I consider myself a generous, kind, and loving person. My heart is filled with compassion and service. The talk given at church yesterday was on service, and how we should be prepared on giving it. Listening to Brother Bergin's talk gave me more confidence that things will be okay. I felt that my prayer was answered. I feel more prepared now in taking my mother in than I was two years ago. My step father wasn't doing well then and she had mentioned wanting to live with us. It broke my heart to tell  her I couldn't do it. I was pregnant with Noah and times were tight. She offered to pay us rent, but I didn't want to take her money. Luckily Joe pulled through then, and he gave my mother another year of his life to spend with him.

I do feel more prepared now to take my mother in than I did two years ago.

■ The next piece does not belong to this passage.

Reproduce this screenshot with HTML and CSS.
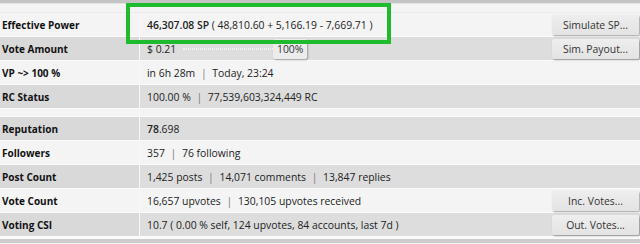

I'm not going to put any of my loved ones out on the streets no matter how hard their situation is. We are family, and isn't' that what the gospel of Jesus Christ is all about? Helping and serving others without feeling the need to be compensated? Some of us give tough love...I don't. You can have tough love, but make sure it comes with tact.

I don't expect anything from my mother. I know she'll help out the kids with the necessities they need and that will be so helpful, and a huge blessing! Especially when you have three girls. They all love playing piano and only one plays the violin & piano. They all want to continue with their lessons. Sometimes my husband and I have made sacrifices in order for that to happen. I know that they will all go further in their musical talent. Luckily I have a great mother-in-law who helps pay for one of their lessons.

Overall, I feel very blessed to feel so much love for my mother, and for others. I'm grateful that compassion, and unconditional love is not my weakness. Sometimes we forget what life is all about and get too caught up with the mundane. We may not have all the fancy things this world has to offer, but what's most important is family, and that is something that I want to take with me to the eternities.